By DENNIS MINTUN
It seems our society has become more and more “immune” to bad news in recent years. A prime example is, when it comes to mass shootings. There was a time, not long ago, when every major TV network would immediately pre-empt whatever was on, and spend hours... or even days, covering the tragedy. Now, most networks just issue a brief bulletin, then tell viewers to tune into their regularly scheduled news for more details.
But, maybe it isn’t really the case that we are “immune” to the bad news. Maybe it’s just that there is so much of it that we become overloaded with a feeling of helplessness. After all, what can WE do about it? Our culture has also become one where the bad news has more impact than the good news. One very good and worthwhile charity has a television advertisement that this author absolutely hates. In the commercial, they say, “one in every five children diagnosed with cancer will not survive.” The reason it infuriates me so is that I am old enough to remember a time when a diagnosis of cancer was almost always a death sentence. What about saying, “four out of five children diagnosed with cancer will live... and we need your help to make that five out of five?”
What's needed is a major societal shift - from negative to positive. The first way to do that is to look for the good in even the worst disaster. When my son died of a heart defect at two years old, I was obviously devastated. But, what kept me going was the memories of the two years of love and joy I had with him. And, other good things came out of that tragedy: doctors were able to improve on infant heart surgery and my son’s donated organs allowed two other children to live - and gave sight to a little girl who had been born blind.
Yes, there are a lot of things we could do to limit disasters such as mass shootings. All it takes is a little common sense, and people banding together to get our politicians to do what is needed. New Zealand had ONE mass shooting... and immediately moved to ban assault weapons.
There are many other examples: For instance, instead of spending millions of dollars to “warehouse” people in prisons, what about spending some of that money to find ways to help those people become productive members of society?
We can use our experiences... even disasters and tragedies... to make things better. Why is it that, out of millions of airline flights, there are very few plane crashes? It’s because, whenever there is a crash, thousands of hours are spent going over every detail, with the idea to prevent the same thing from happening again. Why don't we (and our government) do that with other things? Many “criminals” could be helped through counseling, therapy, etc. to prevent the “disaster” that landed them in prison from happening again, for example.

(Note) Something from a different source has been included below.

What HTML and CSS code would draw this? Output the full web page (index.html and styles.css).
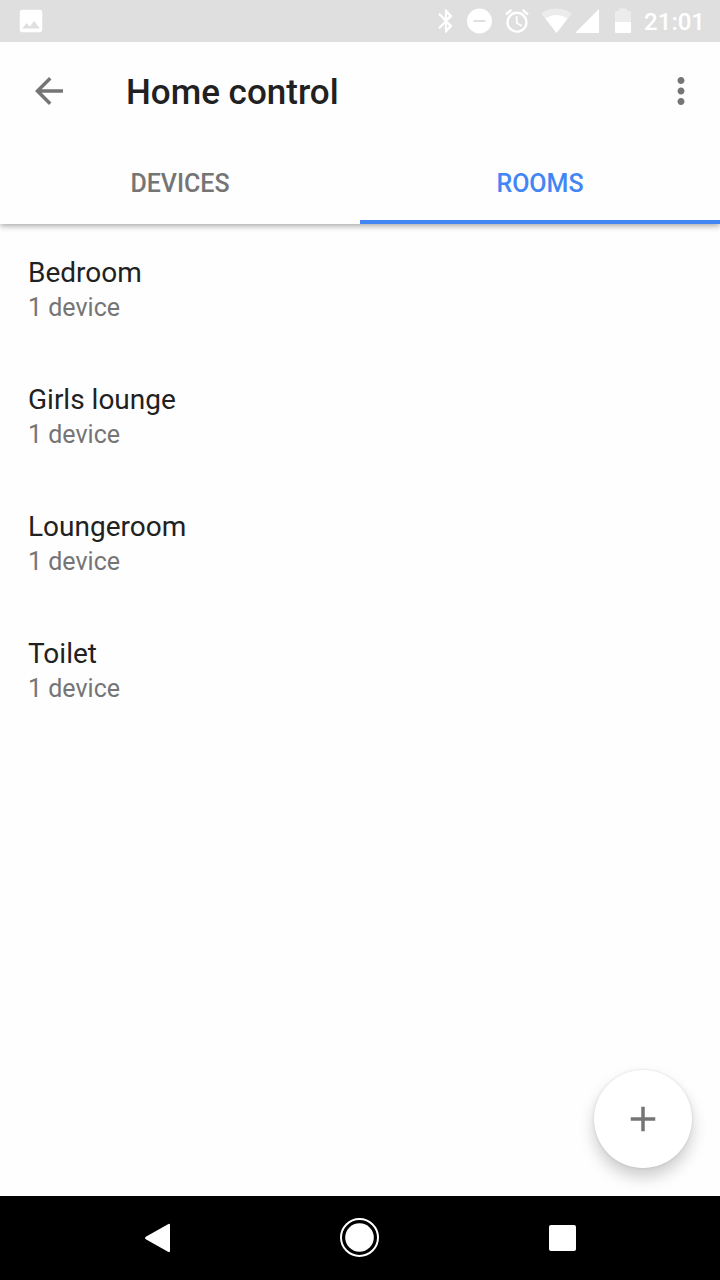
FILE: index.html
```
<!DOCTYPE html>
<html lang="en">
<head>
  <meta charset="UTF-8">
  <meta name="viewport" content="width=device-width, initial-scale=1">
  <title>Home control</title>
  <link rel="stylesheet" href="styles.css">
</head>
<body>

  <div class="status-bar">
    <svg class="notification" width="30" height="30" viewBox="0 0 24 24"><path d="M21 19V5c0-1.100-.9-2-2-2H5c-1.100 0-2 .9-2 2v14c0 1.100.9 2 2 2h14c1.100 0 2-.9 2-2zM8.500 13.500l2.500 3.010L14.500 12l4.500 6H5z"/></svg>
    <div class="status-icons">
      <svg width="16" height="26" viewBox="0 0 16 26"><path d="M14.600 7.900L8.100 1.200H6.900v8.900L1.700 5 .2 6.600 6.600 13 .2 19.400 1.700 21l5.200-5.100v8.900h1.200l6.500-6.700L9.600 13zM8.900 5.700l2.200 2.200-2.200 2.200zM11.100 18.100l-2.200 2.200v-4.400z"/></svg>
      <svg width="26" height="26" viewBox="0 0 26 26"><path fill-rule="evenodd" d="M13.500.5a12.500 12.500 0 1 0 0 25 12.500 12.500 0 0 0 0-25zM7.500 12h12v2h-12z"/></svg>
      <svg width="26" height="26" viewBox="1 1 22 22"><path d="M22 5.720l-4.600-3.860-1.290 1.530 4.600 3.860L22 5.720zM7.880 3.390L6.600 1.860 2 5.710l1.290 1.530 4.590-3.850zM12.500 8H11v6l4.750 2.850.75-1.230-4-2.370V8zM12 4c-4.970 0-9 4.030-9 9s4.020 9 9 9c4.970 0 9-4.030 9-9s-4.030-9-9-9zm0 16c-3.870 0-7-3.130-7-7s3.130-7 7-7 7 3.130 7 7-3.130 7-7 7z"/></svg>
      <div class="network">
        <svg width="32" height="26" viewBox="1 0 32 26"><path opacity=".4" d="M0 5.500Q7 .5 15.500.5T31 5.500L15.500 25z"/><path d="M4.500 10.500Q9.500 7 15.500 7t11 3.500L15.500 25z"/></svg>
        <svg width="24" height="26" viewBox="1 0 24 26"><path d="M0 25L24 1v24z"/></svg>
      </div>
      <svg width="20" height="26" viewBox="0 0 20 26"><path opacity=".4" d="M3 14V4q0-1 1-1h3V.5h8V3h3q1 0 1 1v10z"/><path d="M3 14h16v10q0 1-1 1H4q-1 0-1-1z"/></svg>
      <span class="clock">21:01</span>
    </div>
  </div>

  <header class="app-bar">
    <div class="toolbar">
      <button class="icon-button" type="button" aria-label="Back">
        <svg width="42" height="42" viewBox="0 0 24 24"><path d="M20 11H7.830l5.590-5.590L12 4l-8 8 8 8 1.410-1.410L7.830 13H20v-2z"/></svg>
      </button>
      <h1>Home control</h1>
      <button class="icon-button" type="button" aria-label="More options">
        <svg width="42" height="42" viewBox="0 0 24 24"><path d="M12 8c1.100 0 2-.9 2-2s-.9-2-2-2-2 .9-2 2 .9 2 2 2zm0 2c-1.100 0-2 .9-2 2s.9 2 2 2 2-.9 2-2-.9-2-2-2zm0 6c-1.100 0-2 .9-2 2s.9 2 2 2 2-.9 2-2-.9-2-2-2z"/></svg>
      </button>
    </div>
    <div class="tabs" role="tablist">
      <button class="tab" type="button" role="tab" aria-selected="false">DEVICES</button>
      <button class="tab active" type="button" role="tab" aria-selected="true">ROOMS</button>
    </div>
  </header>

  <main class="content">
    <ul class="rooms">
      <li class="room">
        <h2>Bedroom</h2>
        <p>1 device</p>
      </li>
      <li class="room">
        <h2>Girls lounge</h2>
        <p>1 device</p>
      </li>
      <li class="room">
        <h2>Loungeroom</h2>
        <p>1 device</p>
      </li>
      <li class="room">
        <h2>Toilet</h2>
        <p>1 device</p>
      </li>
    </ul>
    <button class="fab" type="button" aria-label="Add room">
      <svg width="42" height="42" viewBox="0 0 24 24"><path d="M19 13h-6v6h-2v-6H5v-2h6V5h2v6h6v2z"/></svg>
    </button>
  </main>

  <nav class="nav-bar">
    <button type="button" aria-label="Back">
      <svg width="42" height="42" viewBox="0 0 42 42"><path d="M9.800 19.800L32 7.200q2-1 2 1v25.600q0 2-2 1L9.800 22.200q-1.800-1.200 0-2.400z"/></svg>
    </button>
    <button type="button" aria-label="Home">
      <svg width="42" height="42" viewBox="0 0 42 42"><circle cx="20.500" cy="20.500" r="14.300"/><circle class="ring" cx="20.500" cy="20.500" r="18.500"/></svg>
    </button>
    <button type="button" aria-label="Recent apps">
      <svg width="42" height="42" viewBox="0 0 42 42"><rect x="7" y="8" width="27" height="26" rx="2"/></svg>
    </button>
  </nav>

</body>
</html>
```
FILE: styles.css
```
* { box-sizing: border-box; }

body {
  margin: 0;
  min-height: 100vh;
  display: flex;
  flex-direction: column;
  font-family: Roboto, "Noto Sans", sans-serif;
  background-color: #fefefe;
  color: #212121;
}

svg {
  display: block;
  fill: currentColor;
}

button {
  padding: 0;
  border: none;
  background: none;
  color: inherit;
  font-family: inherit;
  cursor: pointer;
}

h1, h2, p, ul {
  margin: 0;
  padding: 0;
}

/* system status bar */
.status-bar {
  position: relative;
  height: 42px;
  padding: 0 15px 0 16px;
  display: flex;
  justify-content: space-between;
  align-items: center;
  background-color: #dfdfdf;
  color: white;
}

.status-icons {
  display: flex;
  align-items: center;
  gap: 12px;
}

.network {
  display: flex;
  gap: 2px;
}

.clock {
  font-size: 24px;
  font-weight: 500;
  line-height: 28px;
  padding-top: 2px;
}

/* app bar */
.app-bar {
  background-color: #fefefe;
  box-shadow: 0 2px 6px rgba(0,0,0,0.35);
}

.toolbar {
  height: 98px;
  padding: 0 18px 0 28px;
  display: flex;
  align-items: center;
}

.icon-button {
  color: #757575;
}

.toolbar h1 {
  flex: 1;
  margin-left: 56px;
  padding-top: 2px;
  font-size: 35px;
  font-weight: 500;
}

.tabs {
  display: grid;
  grid-template-columns: 1fr 1fr;
}

.tab {
  height: 84px;
  padding-top: 6px;
  border-bottom: 4px solid transparent;
  color: #757575;
  font-size: 25px;
  font-weight: 500;
}

.tab.active {
  color: #4285f4;
  border-bottom-color: #4285f4;
}

/* room list */
.content {
  flex: 1;
  display: flex;
  flex-direction: column;
  justify-content: space-between;
}

.rooms {
  list-style: none;
}

.room {
  height: 127px;
  padding: 32px 28px;
}

.room h2 {
  font-size: 28px;
  font-weight: 400;
  line-height: 34px;
}

.room p {
  color: #757575;
  font-size: 25px;
  line-height: 36px;
}

.fab {
  align-self: flex-end;
  width: 98px;
  height: 98px;
  margin: 28px;
  display: flex;
  justify-content: center;
  align-items: center;
  border-radius: 50%;
  background-color: white;
  color: #757575;
  box-shadow: 0 9px 16px rgba(0,0,0,0.2), 0 0 3px rgba(0,0,0,0.12);
}

/* system navigation */
.nav-bar {
  height: 84px;
  padding: 0 56px;
  display: grid;
  grid-template-columns: repeat(3, 1fr);
  background-color: black;
  color: white;
}

.nav-bar button {
  display: flex;
  justify-content: center;
  align-items: center;
}

.ring {
  fill: none;
  stroke: currentColor;
  stroke-width: 2;
}
```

The other thing that we need for a societal shift is to bring our focus around to good news. One of my favorite authors and motivational speakers is a man by the name of Zig Ziglar. He often asked, “why does the weatherman say there’s a 30% chance of rain? Why can't he say there’s a 70% chance of sunshine?” That may be an over simplification, but the point stands. We should look for the good. As one song says, “we sure could use a little good news today!”